start Stored data

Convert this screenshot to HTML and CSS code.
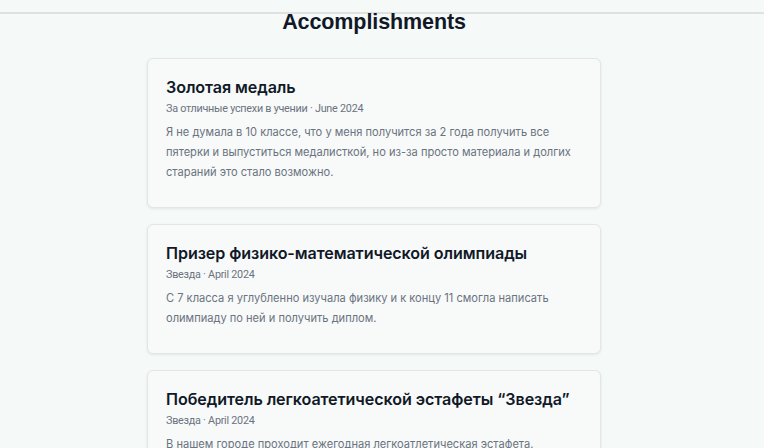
FILE: index.html
```html
<!DOCTYPE html>
<html lang="ru">
<head>
<meta charset="utf-8">
<link rel="stylesheet" href="styles.css">
</head>
<body>
<div class="topbar"></div>
<main class="page">
  <h2 class="section-title">Accomplishments</h2>
  <div class="list">
    <article class="card">
      <h3 class="card-title">Золотая медаль</h3>
      <p class="card-meta">За отличные успехи в учении · June 2024</p>
      <p class="card-text">Я не думала в 10 классе, что у меня получится за 2 года получить все пятерки и выпуститься медалисткой, но из-за просто материала и долгих стараний это стало возможно.</p>
    </article>
    <article class="card">
      <h3 class="card-title">Призер физико-математической олимпиады</h3>
      <p class="card-meta">Звезда · April 2024</p>
      <p class="card-text">С 7 класса я углубленно изучала физику и к концу 11 смогла написать олимпиаду по ней и получить диплом.</p>
    </article>
    <article class="card">
      <h3 class="card-title">Победитель легкоатетической эстафеты “Звезда”</h3>
      <p class="card-meta">Звезда · April 2024</p>
      <p class="card-text">В нашем городе проходит ежегодная легкоатлетическая эстафета.</p>
    </article>
  </div>
</main>
</body>
</html>
```

FILE: styles.css
```css
html, body {
  margin: 0;
  padding: 0;
}
body {
  background: #f5f9f7;
  font-family: Inter, "Noto Sans", sans-serif;
  overflow: hidden;
  height: 448px;
}
.topbar {
  height: 12px;
  border-bottom: 2px solid #dfe2e1;
}
.page {
  padding-right: 16px;
  display: flex;
  flex-direction: column;
  align-items: center;
}
.section-title {
  margin: 0;
  font-family: "Liberation Sans", Arial, sans-serif;
  font-weight: 700;
  font-size: 21.5px;
  line-height: 17px;
  color: #111827;
  letter-spacing: -0.1px;
}
.list {
  margin-top: 27px;
  display: flex;
  flex-direction: column;
  gap: 16px;
  width: 454px;
}
.card {
  box-sizing: border-box;
  background: #f7faf9;
  border: 1px solid #e2e6e5;
  border-radius: 6px;
  box-shadow: 0 1px 3px rgba(0, 0, 0, 0.08);
  padding: 17px 18px 25px 18px;
}
.card-title {
  margin: 0;
  font-size: 16.1px;
  font-weight: 600;
  line-height: 22px;
  color: #111827;
  letter-spacing: -0.08px;
}
.card-meta {
  margin: 1px 0 0 0;
  font-family: Roboto, "Liberation Sans", sans-serif;
  font-size: 10.8px;
  line-height: 20px;
  letter-spacing: -0.25px;
  color: #6b7280;
}
.card-text {
  margin: 3px 0 0 0;
  font-size: 11.1px;
  line-height: 20px;
  color: #6b7280;
}
```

end Stored data

• _Goal_
Without including any pictures, reproduce the listing exactly.

• _Solution to the problem_
Convert this screenshot to HTML and CSS code.
FILE: index.html
```html
<!DOCTYPE html>
<html lang="ru">
<head>
<meta charset="utf-8">
<link rel="stylesheet" href="styles.css">
</head>
<body>
<div class="topbar"></div>
<main class="page">
  <h2 class="section-title">Accomplishments</h2>
  <div class="list">
    <article class="card">
      <h3 class="card-title">Золотая медаль</h3>
      <p class="card-meta">За отличные успехи в учении · June 2024</p>
      <p class="card-text">Я не думала в 10 классе, что у меня получится за 2 года получить все пятерки и выпуститься медалисткой, но из-за просто материала и долгих стараний это стало возможно.</p>
    </article>
    <article class="card">
      <h3 class="card-title">Призер физико-математической олимпиады</h3>
      <p class="card-meta">Звезда · April 2024</p>
      <p class="card-text">С 7 класса я углубленно изучала физику и к концу 11 смогла написать олимпиаду по ней и получить диплом.</p>
    </article>
    <article class="card">
      <h3 class="card-title">Победитель легкоатетической эстафеты “Звезда”</h3>
      <p class="card-meta">Звезда · April 2024</p>
      <p class="card-text">В нашем городе проходит ежегодная легкоатлетическая эстафета.</p>
    </article>
  </div>
</main>
</body>
</html>
```

FILE: styles.css
```css
html, body {
  margin: 0;
  padding: 0;
}
body {
  background: #f5f9f7;
  font-family: Inter, "Noto Sans", sans-serif;
  overflow: hidden;
  height: 448px;
}
.topbar {
  height: 12px;
  border-bottom: 2px solid #dfe2e1;
}
.page {
  padding-right: 16px;
  display: flex;
  flex-direction: column;
  align-items: center;
}
.section-title {
  margin: 0;
  font-family: "Liberation Sans", Arial, sans-serif;
  font-weight: 700;
  font-size: 21.5px;
  line-height: 17px;
  color: #111827;
  letter-spacing: -0.1px;
}
.list {
  margin-top: 27px;
  display: flex;
  flex-direction: column;
  gap: 16px;
  width: 454px;
}
.card {
  box-sizing: border-box;
  background: #f7faf9;
  border: 1px solid #e2e6e5;
  border-radius: 6px;
  box-shadow: 0 1px 3px rgba(0, 0, 0, 0.08);
  padding: 17px 18px 25px 18px;
}
.card-title {
  margin: 0;
  font-size: 16.1px;
  font-weight: 600;
  line-height: 22px;
  color: #111827;
  letter-spacing: -0.08px;
}
.card-meta {
  margin: 1px 0 0 0;
  font-family: Roboto, "Liberation Sans", sans-serif;
  font-size: 10.8px;
  line-height: 20px;
  letter-spacing: -0.25px;
  color: #6b7280;
}
.card-text {
  margin: 3px 0 0 0;
  font-size: 11.1px;
  line-height: 20px;
  color: #6b7280;
}
```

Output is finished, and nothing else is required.